If you are a diversified equity investor in this scenario, you will end up with a windfall on all fronts. Your equity holdings will be more attractive from a relative yield perspective, more scarce from a supply perspective, and more profitable from an earnings perspective. The bad news won’t just be good news, it will be fantastic news, as twisted as that might sound.
It may seem strange to think that stocks could benefit from bad news, but other asset classes that offer insured income streams, such as government bonds, behave that way. If the government is effectively insuring the income streams of the aggregate corporate sector, why shouldn’t a diversified portfolio of stocks behave in the same way?
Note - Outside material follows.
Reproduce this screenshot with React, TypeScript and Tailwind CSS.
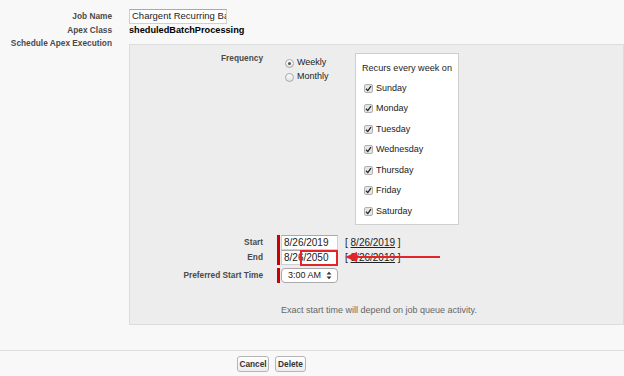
import { type ReactNode } from 'react'

const days = ['Sunday', 'Monday', 'Tuesday', 'Wednesday', 'Thursday', 'Friday', 'Saturday']

function Label({ children, className = '' }: { children: ReactNode; className?: string }) {
  return (
    <div className={`shrink-0 whitespace-nowrap text-right text-[8.3px] font-bold text-[#4a4a4a] ${className}`}>
      {children}
    </div>
  )
}

function Radio({ checked }: { checked?: boolean }) {
  return (
    <span className="flex h-[9px] w-[9px] items-center justify-center rounded-full border border-[#a8a8a8] bg-gradient-to-b from-[#fdfdfd] to-[#e4e4e4]">
      {checked && <span className="h-[3px] w-[3px] rounded-full bg-[#555]" />}
    </span>
  )
}

function Check() {
  return (
    <span className="flex h-[9px] w-[9px] items-center justify-center rounded-[2px] border border-[#b0b0b0] bg-[#e6e6e6]">
      <svg width="7" height="7" viewBox="0 0 7 7">
        <path d="M1 3.8 L2.8 5.6 L6 1.2" fill="none" stroke="#222" strokeWidth="1.3" />
      </svg>
    </span>
  )
}

function DateInput({ value }: { value: string }) {
  return (
    <div className="flex items-center">
      <span className="h-[15px] w-[3px] bg-[#c00]" />
      <div className="ml-[1px] flex h-[15px] w-[57px] items-center border border-[#d0d0d0] border-t-[#a9a9a9] bg-white pl-[2px] text-[10px] text-[#222]">
        {value}
      </div>
    </div>
  )
}

export default function App() {
  return (
    <div
      className="relative h-[376px] w-[624px] overflow-hidden bg-[#f8f8f8] text-[#222]"
      style={{ fontFamily: '"Liberation Sans", Arial, Helvetica, sans-serif' }}
    >
      <div className="pt-[8px]">
        <div className="flex h-[16px] items-center">
          <Label className="w-[112px]">Job Name</Label>
          <div className="ml-[17px] flex h-[15px] w-[98px] items-center overflow-hidden whitespace-nowrap border border-[#d0d0d0] border-t-[#a9a9a9] bg-white pl-[2px] text-[9.5px]">
            Chargent Recurring Batch
          </div>
        </div>
        <div className="flex h-[13px] items-center">
          <Label className="w-[112px]">Apex Class</Label>
          <div className="ml-[17px] text-[9.2px] font-bold text-black">sheduledBatchProcessing</div>
        </div>
        <div className="flex items-start">
          <Label className="w-[112px] leading-[13px]">Schedule Apex Execution</Label>
          <div className="ml-[17px] mt-[7px] h-[281px] flex-1 border border-[#dcdcdc] bg-[#ededed] pt-[8px]">
            <div className="flex items-start">
              <Label className="-mt-[1px] w-[133px] leading-[12px]">Frequency</Label>
              <div className="ml-[22px] mt-[3px] w-[70px] text-[9px]">
                <div className="flex h-[14px] items-center gap-[3px]">
                  <Radio checked />
                  <span>Weekly</span>
                </div>
                <div className="flex h-[14px] items-center gap-[3px]">
                  <Radio />
                  <span>Monthly</span>
                </div>
              </div>
              <div className="h-[172px] w-[104px] border border-[#cfcfcf] bg-white pt-[8px] text-[9px]">
                <div className="whitespace-nowrap pl-[6px] text-[9.1px] leading-[12px]">Recurs every week on</div>
                <div className="mt-[4px]">
                  {days.map((d) => (
                    <div key={d} className="flex h-[20.5px] items-center gap-[3px] pl-[8px]">
                      <Check />
                      <span>{d}</span>
                    </div>
                  ))}
                </div>
              </div>
            </div>

            <div className="mt-[10px] flex h-[15px] items-center">
              <Label className="w-[133px]">Start</Label>
              <div className="ml-[14px]">
                <DateInput value="8/26/2019" />
              </div>
              <span className="ml-[7px] text-[10px]">
                [ <span className="underline">8/26/2019</span> ]
              </span>
            </div>
            <div className="flex h-[15px] items-center">
              <Label className="w-[133px]">End</Label>
              <div className="ml-[14px]">
                <DateInput value="8/26/2050" />
              </div>
              <span className="ml-[7px] text-[10px]">
                [ <span className="underline">8/26/2019</span> ]
              </span>
            </div>
            <div className="mt-[3px] flex h-[15px] items-center">
              <Label className="w-[133px]">Preferred Start Time</Label>
              <div className="ml-[14px] flex items-center">
                <span className="h-[15px] w-[3px] bg-[#c00]" />
                <div className="ml-[1px] flex h-[15px] w-[57px] items-center justify-between rounded-[4px] border border-[#a9a9a9] bg-white pl-[6px] pr-[5px] text-[9px]">
                  <span>3:00 AM</span>
                  <svg width="6" height="9" viewBox="0 0 6 9">
                    <path d="M0.5 3.5 L3 0.8 L5.5 3.5 Z M0.5 5.5 L3 8.2 L5.5 5.5 Z" fill="#333" />
                  </svg>
                </div>
              </div>
            </div>

            <div className="ml-[151px] mt-[21px] text-[9px] leading-[12px] text-[#666]">
              Exact start time will depend on job queue activity.
            </div>
          </div>
        </div>
      </div>

      <div className="mt-[25px] border-t border-[#dddddd] pt-[5px]">
        <div className="ml-[237px] flex gap-[6px]">
          <button className="h-[16px] w-[32px] rounded-[3px] border border-[#b5b5b5] bg-gradient-to-b from-white to-[#ececec] text-[8.3px] font-bold text-[#333]">
            Cancel
          </button>
          <button className="h-[16px] w-[31px] rounded-[3px] border border-[#b5b5b5] bg-gradient-to-b from-white to-[#ececec] text-[8.3px] font-bold text-[#333]">
            Delete
          </button>
        </div>
      </div>

      {/* annotation overlay */}
      <div className="absolute left-[300px] top-[250px] h-[16px] w-[38px] border-2 border-[#e3242b]" />
      <svg className="absolute left-[343px] top-[250px]" width="100" height="14" viewBox="0 0 100 14">
        <path d="M12 7 L97 7" stroke="#e3242b" strokeWidth="2" />
        <path d="M2 7 L14 2 L14 12 Z" fill="#e3242b" />
      </svg>
    </div>
  )
}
To be clear, the upside-down situation that I’ve described here is not the situation that we’re currently in. From a policy perspective, legislators and central bankers have not implemented a nominal growth targeting regime, and the policy hawks that would normally serve as obstacles to such a regime have not yet been run out of town. But people on both sides of the aisle are increasingly coming to realize that fiscal policy is the “cheat code” of economics. If you’re willing to tolerate inflation risk, you can use it to achieve any nominal outcome that you want.
As people become more aware of this fact, they’re going to increasingly challenge traditional approaches, demanding that fiscal policy be used to safeguard expansions and eliminate downturns. Upside-down markets will then become the norm.”
My comment is that if nations go down this path, without other changes, it will strengthen the position of shareholding capitalists even further and aid the rise of the techno-cyber-crypto capitalists. Yet, like many on the left, I advocate this very fiscal stimulus. The document goes on to explain how the flows of fiscal stimulus, in the current system, will always end up in the mega-capitalists’ pockets, expanding their balance sheets, increasing their wealth ad infinitum except for planetary limits. It’s a “trickle up” system in its current conformation. Without other measures, the concentration of the ownership of capital will increase continuously. Without a revolutionary expunging of capitalists and capitalist power, this future cannot be avoided. It’s already programmed for this destination. New modules of more and more effective AI guidance towards this destination are being added continually. The masses have to take over the system or crash it. That’s what kidnapped captives have to do.